It started with a Facebook post.
A county employee exposed to COVID-19 violated the Mississippi Department of Health quarantine mandate when she shopped for medicine in a local store, and it was made public via the popular social media site.
As often happens when people have differences of opinion, posts were shared, people were tagged, comments were made and disagreements ensued.
So, what should you do if exposed and potentially positive for COVID-19? How will you get medicine, food, and other necessities if a mandate requires absolute isolation and you have no close friends or relatives able to help?
Enter Amber Grammer, a 23-year-old, stay-at-home mother. Grammer thought the solution to the problem was easy.
“The debate was whether a potentially sick person has the right to go get what they need or should they totally isolate themselves and risk doing without,” Grammer said. “People shouldn’t feel like they have no option but to run their own errands.”

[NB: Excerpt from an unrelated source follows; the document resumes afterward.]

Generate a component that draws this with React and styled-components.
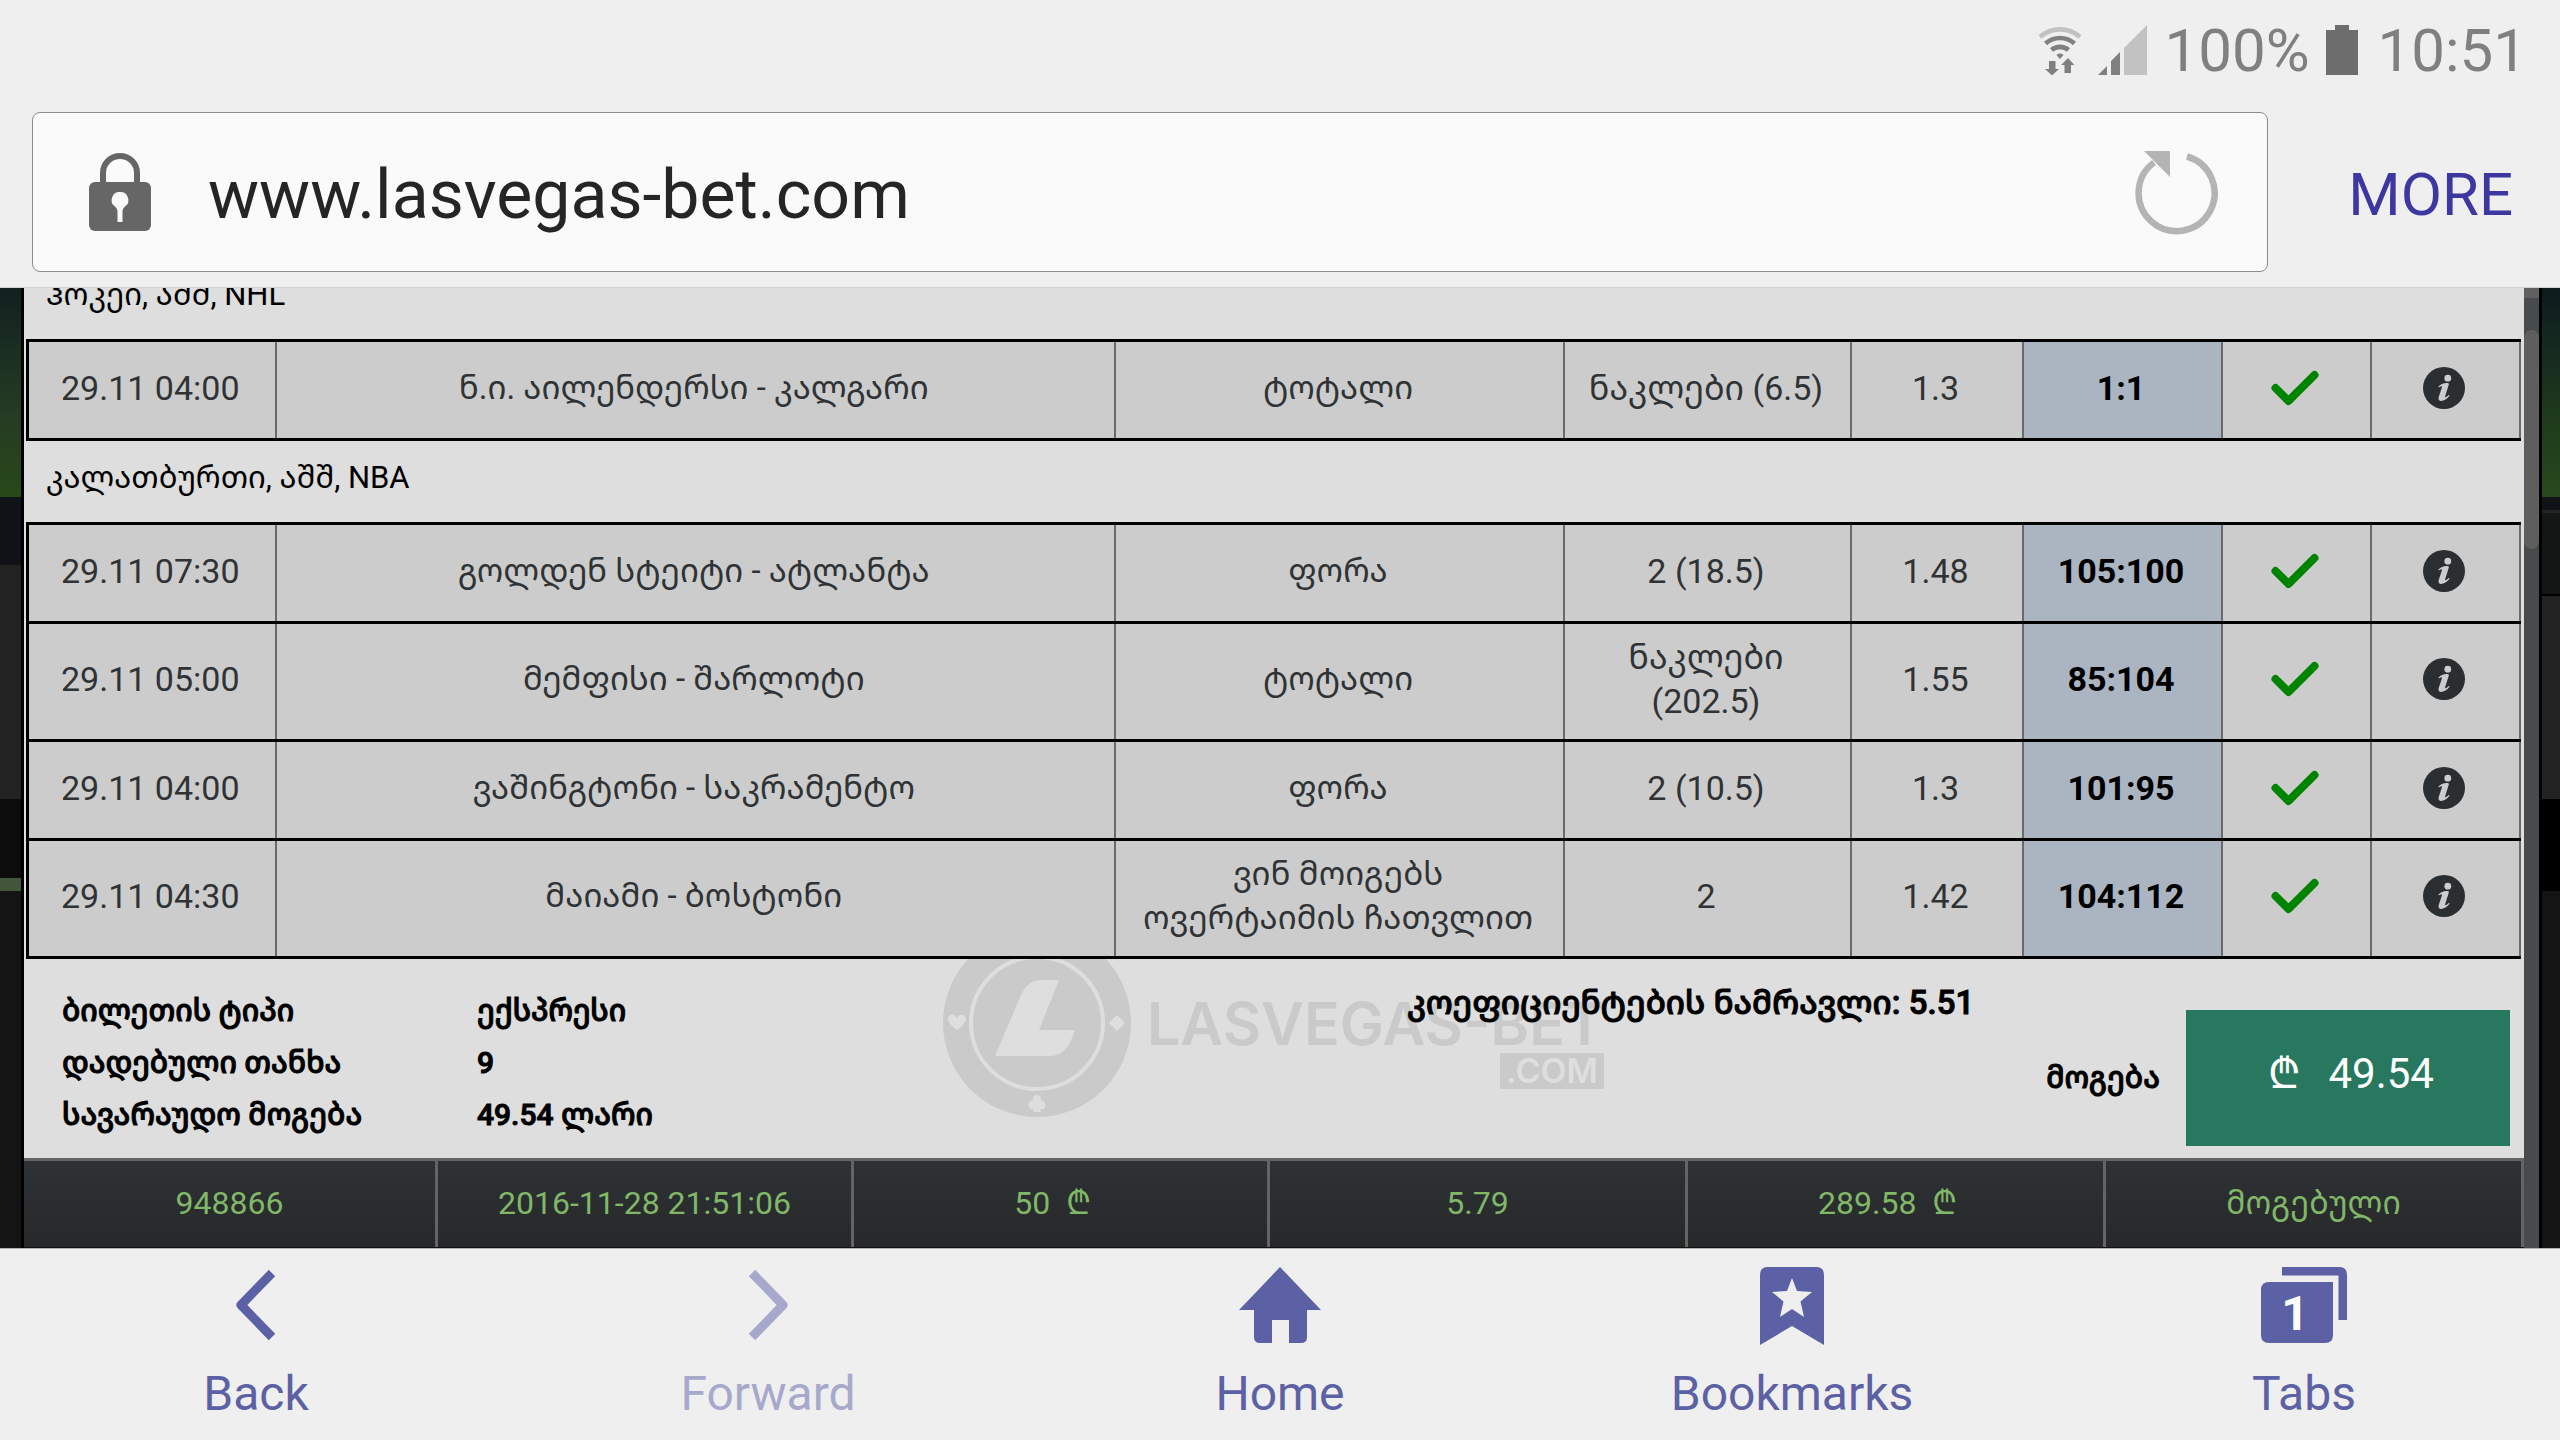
import React from 'react';
import styled, { createGlobalStyle, css } from 'styled-components';

const GlobalStyle = createGlobalStyle`
  * {
    box-sizing: border-box;
  }
  body {
    margin: 0;
    background: #efefef;
    font-family: Roboto, 'Noto Sans Georgian', 'DejaVu Sans', sans-serif;
  }
  button, input {
    font: inherit;
    color: inherit;
    border: 0;
    padding: 0;
    background: none;
  }
  svg {
    display: block;
  }
`;

const Screen = styled.div`
  display: flex;
  flex-direction: column;
  min-height: 100vh;
`;

/* ---- browser header ---- */

const BrowserHeader = styled.header`
  padding-bottom: 15px;
  border-bottom: 1px solid #d2d2d2;
`;

const StatusBar = styled.div`
  display: flex;
  align-items: center;
  justify-content: flex-end;
  gap: 16px;
  height: 112px;
  padding: 0 33px 12px 0;
  font-size: 60px;
  line-height: 72px;
  color: #808080;
`;

const StatusText = styled.span`
  padding-top: 2px;
  padding-left: ${(p) => (p.$gap ? '4px' : '0')};
`;

const AddressRow = styled.div`
  display: flex;
  align-items: center;
  gap: 80px;
  padding: 0 47px 0 32px;
`;

const AddressBox = styled.div`
  flex: 1;
  display: flex;
  align-items: center;
  height: 160px;
  padding: 0 48px 0 56px;
  background: #fafafa;
  border: 1px solid #8c8c8c;
  border-radius: 8px;
`;

const AddressInput = styled.input`
  flex: 1;
  min-width: 0;
  margin: 0 24px 0 57px;
  padding-top: 5px;
  font-size: 68px;
  line-height: 80px;
  color: #252525;
  outline: none;
`;

const MoreButton = styled.button`
  padding-top: 5px;
  font-size: 60px;
  line-height: 72px;
  color: #3d37a2;
`;

/* ---- page under the modal ---- */

const PageView = styled.main`
  flex: 1;
  display: grid;
  grid-template-columns: 24px 1fr 15px 21px;
  overflow: hidden;
  background: #000;
`;

const LeftStrip = styled.div`
  border-right: 3px solid #000;
  background: linear-gradient(
    #12201f 0, #1c3022 70px, #263c23 130px, #284819 209px,
    #111217 209px, #111217 277px, #222 277px, #222 511px,
    #0c0c0c 511px, #0c0c0c 590px, #42563c 590px, #42563c 603px,
    #141414 603px
  );
`;

const RightStrip = styled.div`
  border-left: 3px solid #000;
  background: linear-gradient(
    #0c1b1d 0, #182c1f 70px, #1e3a1b 130px, #29491f 209px,
    #111217 209px, #111217 222px, #242424 222px, #242424 225px,
    #141515 225px, #141515 306px, #000 306px, #000 308px,
    #222 308px, #222 511px, #000 511px, #000 603px, #141414 603px
  );
`;

const ScrollTrack = styled.div`
  padding-top: 42px;
  background: linear-gradient(#606060 10px, #474b4d 10px);
`;

const ScrollThumb = styled.div`
  height: 219px;
  border-radius: 8px;
  background: #5e5e5e;
`;

const Ticket = styled.section`
  display: flex;
  flex-direction: column;
  min-width: 0;
  background: #dedede;
`;

/* the page is scrolled, so the first title is cut by the header */
const Scrolled = styled.div`
  margin-top: -30px;
`;

const League = styled.h2`
  margin: 0;
  padding: 15px 22px 22px;
  font-size: 31px;
  font-weight: 400;
  line-height: 44px;
  color: #000;
`;

const Matches = styled.table`
  width: calc(100% - 5px);
  margin: 0 3px 0 2px;
  border-collapse: collapse;
  table-layout: fixed;
  border-left: 3px solid #000;
  background: #cccccc;
`;

const Col = styled.col`
  width: ${(p) => p.$w};
`;

const MatchRow = styled.tr`
  border-top: 3px solid #000;
  border-bottom: 3px solid #000;
`;

const Cell = styled.td`
  height: 99px;
  padding: 11px 14px 16px 11px;
  border-right: 2px solid #6a6a6a;
  text-align: center;
  font-size: ${(p) => (p.$name ? '33px' : '34px')};
  line-height: 44px;
  color: #2f3335;
  svg {
    margin: 0 auto;
  }
  ${(p) =>
    p.$score &&
    css`
      background: #abb5c2;
      color: #000;
      font-weight: 700;
    `}
`;

const InfoButton = styled.button`
  display: block;
  margin: 0 auto;
`;

/* ---- totals ---- */

const Summary = styled.div`
  position: relative;
  flex: 1;
  display: flex;
  overflow: hidden;
  padding: 26px 14px 12px 38px;
  font-size: 30px;
  font-weight: 500;
  line-height: 52px;
  color: #000;
`;

const Watermark = styled.div`
  position: absolute;
  top: -30px;
  left: 919px;
  display: flex;
  gap: 16px;
  color: #cacaca;
`;

const WatermarkName = styled.div`
  display: flex;
  flex-direction: column;
  align-items: flex-end;
  padding-top: 66px;
  font-family: Inter, sans-serif;
  font-size: 59px;
  font-weight: 600;
  line-height: 58px;
`;

const WatermarkCom = styled.span`
  padding: 0 6px;
  border-radius: 2px;
  background: #cacaca;
  color: #dedede;
  font-size: 34px;
  line-height: 36px;
`;

const Details = styled.dl`
  position: relative;
  display: grid;
  grid-template-columns: 415px auto;
  align-content: start;
  margin: 0;
  -webkit-text-stroke: 1px;
`;

const Term = styled.dt``;

const Value = styled.dd`
  margin: 0;
`;

const Product = styled.p`
  position: relative;
  margin: -8px 72px 0 auto;
  font-size: 33px;
  -webkit-text-stroke: 1px;
`;

const Payout = styled.div`
  position: relative;
  display: flex;
  align-items: center;
  align-self: flex-end;
  gap: 26px;
`;

const PayoutLabel = styled.label`
  -webkit-text-stroke: 1px;
`;

const PayoutBox = styled.output`
  display: flex;
  align-items: center;
  justify-content: center;
  gap: 28px;
  width: 324px;
  height: 136px;
  padding: 0 0 8px 6px;
  background: #27785e;
  color: #fff;
  font-size: 42px;
  font-weight: 400;
  line-height: 48px;
`;

const TicketBar = styled.ul`
  display: grid;
  grid-template-columns: 414px 416px 416px repeat(3, 1fr);
  margin: 0;
  padding: 0;
  list-style: none;
  border-top: 3px solid #646464;
  border-bottom: 1px solid #111;
  background: linear-gradient(#2e3235, #272829);
`;

const TicketBarItem = styled.li`
  padding: 20px 0 22px;
  border-right: 3px solid #646464;
  text-align: center;
  white-space: pre;
  font-size: 32px;
  line-height: 44px;
  color: #80b868;
`;

/* ---- browser footer ---- */

const BottomBar = styled.nav`
  display: grid;
  grid-template-columns: repeat(5, 1fr);
  border-top: 1px solid #b4b4b4;
`;

const NavButton = styled.button`
  display: flex;
  flex-direction: column;
  align-items: center;
  gap: 18px;
  padding: 18px 0 15px;
  font-size: 48px;
  line-height: 62px;
  color: ${(p) => (p.disabled ? '#a7a9cc' : '#5c61a5')};
`;

const WifiIcon = () => (
  <svg width="44" height="50" viewBox="0 0 44 50" fill="none" stroke="#808080" strokeWidth="4.6">
    <path d="M2 12a30 30 0 0 1 40 0" stroke="#c2c2c2" />
    <path d="M7.500 18.500a22 22 0 0 1 29 0" />
    <path d="M13.500 25a13 13 0 0 1 17 0" />
    <path d="M18.500 30a5 5 0 0 1 7 0l-3.500 4z" fill="#808080" stroke="none" />
    <path d="M11 36h6.500v8H21l-7 6.500-7-6.500h4zM26.500 48v-8H23l7-7 6.500 7H33v8z" fill="#808080" stroke="none" />
  </svg>
);

const SignalIcon = () => (
  <svg width="50" height="50" viewBox="0 0 50 50">
    <path d="M0 50l9-9v9zM13 50V36l9-9v23z" fill="#808080" />
    <path d="M26 50V23L49 0v50z" fill="#c2c2c2" />
  </svg>
);

const BatteryIcon = () => (
  <svg width="32" height="50" viewBox="0 0 32 50" fill="#6d6d6d">
    <path d="M9 0h14v5h9v45H0V5h9z" />
  </svg>
);

const LockIcon = () => (
  <svg width="62" height="78" viewBox="0 0 62 78">
    <path d="M14 32V20a17 17 0 0 1 34 0v12" fill="none" stroke="#666" strokeWidth="6" />
    <rect y="29" width="62" height="49" rx="6" fill="#666" />
    <path d="M31 39a8 8 0 0 0-5 14.500c1.500 1.500 2.500 3 2.500 5V69h5V58.500c0-2 1-3.500 2.500-5A8 8 0 0 0 31 39z" fill="#fafafa" />
  </svg>
);

const ReloadIcon = () => (
  <svg width="84" height="90" viewBox="0 0 84 90">
    <path d="M52 9.500a38 38 0 1 1-33 6" fill="none" stroke="#b4b4b4" strokeWidth="6.500" />
    <path d="M9 4h26v26z" fill="#b4b4b4" />
  </svg>
);

const CheckIcon = () => (
  <svg width="48" height="36" viewBox="0 0 48 36" fill="none" stroke="#008400" strokeWidth="8" strokeLinecap="round" strokeLinejoin="round">
    <path d="M4.500 18L17.500 31L43.500 5" />
  </svg>
);

const InfoIcon = () => (
  <svg width="42" height="42" viewBox="0 0 42 42">
    <circle cx="21" cy="21" r="21" fill="#2a2e31" />
    <g fill="#cccccc">
      <circle cx="24.800" cy="11.200" r="3.400" />
      <path d="M15.500 19.500c2.500-2.600 6.500-4 9.800-3.200.8.300.5 1.200.3 2l-3.400 10.800c-.3 1.300.2 1.400 1.100.8l2.500-1.900c.6-.2.900.4.5 1-2 2.900-5.800 5.200-8.700 5-2-.3-2.400-2-1.900-3.900l3.100-9.400c.3-1.200-.3-1.600-1.300-1.200l-1.500.7c-.6 0-.8-.4-.5-.7z" />
    </g>
  </svg>
);

const ChipIcon = () => (
  <svg width="188" height="188" viewBox="0 0 188 188">
    <circle cx="94" cy="94" r="94" fill="#cacaca" />
    <circle cx="94" cy="94" r="66" fill="none" stroke="#dedede" strokeWidth="4" />
    <g fill="#dedede">
      <path d="M52 127L78 66q7-15 20-15h18L96 101h36q-8 26-24 26z" />
      <path d="M14 101c-5-4-9-7-9-11 0-5 7-6 9-1 2-5 9-4 9 1 0 4-4 7-9 11z" />
      <path d="M174 86l8 8-8 8-8-8z" />
      <circle cx="94" cy="170" r="4" />
      <circle cx="90" cy="176" r="4.500" />
      <circle cx="98" cy="176" r="4.500" />
      <path d="M94 172l4 11h-8z" />
    </g>
  </svg>
);

const BackIcon = () => (
  <svg width="40" height="78" viewBox="0 0 40 78" fill="none" stroke="currentColor" strokeWidth="9" strokeLinejoin="round">
    <path d="M36 6L5 38L36 70" />
  </svg>
);

const ForwardIcon = () => (
  <svg width="40" height="78" viewBox="0 0 40 78" fill="none" stroke="currentColor" strokeWidth="9" strokeLinejoin="round">
    <path d="M4 6L35 38L4 70" />
  </svg>
);

const HomeIcon = () => (
  <svg width="82" height="78" viewBox="0 0 82 78" fill="currentColor">
    <path d="M41 0L82 43H68V70q0 6-6 6H50V53H33V76H21q-6 0-6-6V43H0z" />
  </svg>
);

const BookmarkIcon = () => (
  <svg width="64" height="78" viewBox="0 0 64 78">
    <path d="M8 0H56q8 0 8 8V78L32 59L0 78V8q0-8 8-8z" fill="currentColor" />
    <path d="M32 11l5 13 15 1-11.500 9.500L44 50l-12-8-12 8 3.500-15.500L12 25l15-1z" fill="#efefef" />
  </svg>
);

const TabsIcon = () => (
  <svg width="86" height="78" viewBox="0 0 86 78" fill="currentColor">
    <path d="M21 0H78q8 0 8 8V53H77.500V8.500H21z" />
    <path d="M8 15H72V68q0 8-8 8H8q-8 0-8-8V23q0-8 8-8z" />
    <text x="34" y="63" textAnchor="middle" fontFamily="Roboto" fontWeight="700" fontSize="48" fill="#fff">1</text>
  </svg>
);

const leagues = [
  {
    name: 'ჰოკეი, აშშ, NHL',
    games: [['29.11 04:00', 'ნ.ი. აილენდერსი - კალგარი', 'ტოტალი', 'ნაკლები (6.5)', '1.3', '1:1']],
  },
  {
    name: 'კალათბურთი, აშშ, NBA',
    games: [
      ['29.11 07:30', 'გოლდენ სტეიტი - ატლანტა', 'ფორა', '2 (18.5)', '1.48', '105:100'],
      ['29.11 05:00', 'მემფისი - შარლოტი', 'ტოტალი', 'ნაკლები (202.5)', '1.55', '85:104'],
      ['29.11 04:00', 'ვაშინგტონი - საკრამენტო', 'ფორა', '2 (10.5)', '1.3', '101:95'],
      ['29.11 04:30', 'მაიამი - ბოსტონი', 'ვინ მოიგებს ოვერტაიმის ჩათვლით', '2', '1.42', '104:112'],
    ],
  },
];

const widths = ['248px', 'auto', '449px', '287px', '172px', '199px', '149px', '149px'];

const details = [
  ['ბილეთის ტიპი', 'ექსპრესი'],
  ['დადებული თანხა', '9'],
  ['სავარაუდო მოგება', '49.54 ლარი'],
];

const ticketBar = ['948866', '2016-11-28 21:51:06', '50  ₾  ', '5.79', '289.58  ₾  ', 'მოგებული'];

const navItems = [
  { label: 'Back', icon: <BackIcon /> },
  { label: 'Forward', icon: <ForwardIcon />, disabled: true },
  { label: 'Home', icon: <HomeIcon /> },
  { label: 'Bookmarks', icon: <BookmarkIcon /> },
  { label: 'Tabs', icon: <TabsIcon /> },
];

const App = () => {
  return (
    <Screen>
      <GlobalStyle />
      <BrowserHeader>
        <StatusBar>
          <WifiIcon />
          <SignalIcon />
          <StatusText>100%</StatusText>
          <BatteryIcon />
          <StatusText $gap>10:51</StatusText>
        </StatusBar>
        <AddressRow>
          <AddressBox>
            <LockIcon />
            <AddressInput type="text" aria-label="Address" defaultValue="www.lasvegas-bet.com" />
            <button type="button" aria-label="Reload">
              <ReloadIcon />
            </button>
          </AddressBox>
          <MoreButton type="button">MORE</MoreButton>
        </AddressRow>
      </BrowserHeader>

      <PageView>
        <LeftStrip />
        <Ticket>
          <Scrolled>
            {leagues.map((league) => (
              <React.Fragment key={league.name}>
                <League>{league.name}</League>
                <Matches aria-label={league.name}>
                  <colgroup>
                    {widths.map((w, i) => (
                      <Col key={i} $w={w} />
                    ))}
                  </colgroup>
                  <tbody>
                    {league.games.map((game) => (
                      <MatchRow key={game[1]}>
                        {game.map((text, i) => (
                          <Cell key={i} $name={i === 1 || i === 2} $score={i === 5}>{text}</Cell>
                        ))}
                        <Cell><CheckIcon /></Cell>
                        <Cell>
                          <InfoButton type="button" aria-label="Info">
                            <InfoIcon />
                          </InfoButton>
                        </Cell>
                      </MatchRow>
                    ))}
                  </tbody>
                </Matches>
              </React.Fragment>
            ))}
          </Scrolled>
          <Summary>
            <Watermark>
              <ChipIcon />
              <WatermarkName>
                LASVEGAS-BET
                <WatermarkCom>.COM</WatermarkCom>
              </WatermarkName>
            </Watermark>
            <Details>
              {details.map(([term, value]) => (
                <React.Fragment key={term}>
                  <Term>{term}</Term>
                  <Value>{value}</Value>
                </React.Fragment>
              ))}
            </Details>
            <Product>კოეფიციენტების ნამრავლი: 5.51</Product>
            <Payout>
              <PayoutLabel htmlFor="payout">მოგება</PayoutLabel>
              <PayoutBox id="payout">
                <span>₾</span>
                <span>49.54</span>
              </PayoutBox>
            </Payout>
          </Summary>
          <TicketBar>
            {ticketBar.map((text) => (
              <TicketBarItem key={text}>{text}</TicketBarItem>
            ))}
          </TicketBar>
        </Ticket>
        <ScrollTrack>
          <ScrollThumb />
        </ScrollTrack>
        <RightStrip />
      </PageView>

      <BottomBar>
        {navItems.map((item) => (
          <NavButton key={item.label} type="button" disabled={item.disabled}>
            {item.icon}
            {item.label}
          </NavButton>
        ))}
      </BottomBar>
    </Screen>
  );
};

export default App;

Grammer said she knew that Vicksburg is filled with kind, loving people who would be more than willing to help someone in need, so she posted an idea.
“Maybe someone could create a page for people to come and ask for help from people here in town?” the post read. Before long, 29-year-old Brandi Toney volunteered to help create and run the page.
“I haven’t been in public since March 2020 because I have a neuromuscular disorder and this virus can be fatal to me. But I’m blessed with an amazing support system, and some people aren’t that lucky,” Toney said.
“People that think there is even an infinitesimal chance they are COVID-19 positive have got to start staying home. Period. There is no room for debate. None. If you go in public, you are potentially killing countless people. That’s a law for a reason.”
Toney does not want anyone to feel hopeless and without options.
“Vicksburg has too many kind-hearted people for that to even be an issue,” she said.
The Facebook group is called Vicksburg Lending Hands, and Grammer and Toney’s first post was to make clear that the page is not just for those who need help due to COVID-19. They describe it as a place to go for anyone needing help running errands, getting meals or any other necessities.
The page states that it is for the ill or elderly, single parents or those struggling financially to come ask for help. Grammer and Toney also request that those people willing to volunteer their services and time not hesitate to offer.
The group has already gained nearly 300 members in less than a week that it has been up.
Members are added through friend-of-a-friend invitations, but those people wanting to join can also request to do so. The two creators and administrators said the page is set as private just to make sure it is limited to local residents.
“There is no shame in asking for help. None!” Grammer said. “We’re all just trying to get through this day by day, but if we can just slow the spread of this virus, we’re taking a step in the right direction.”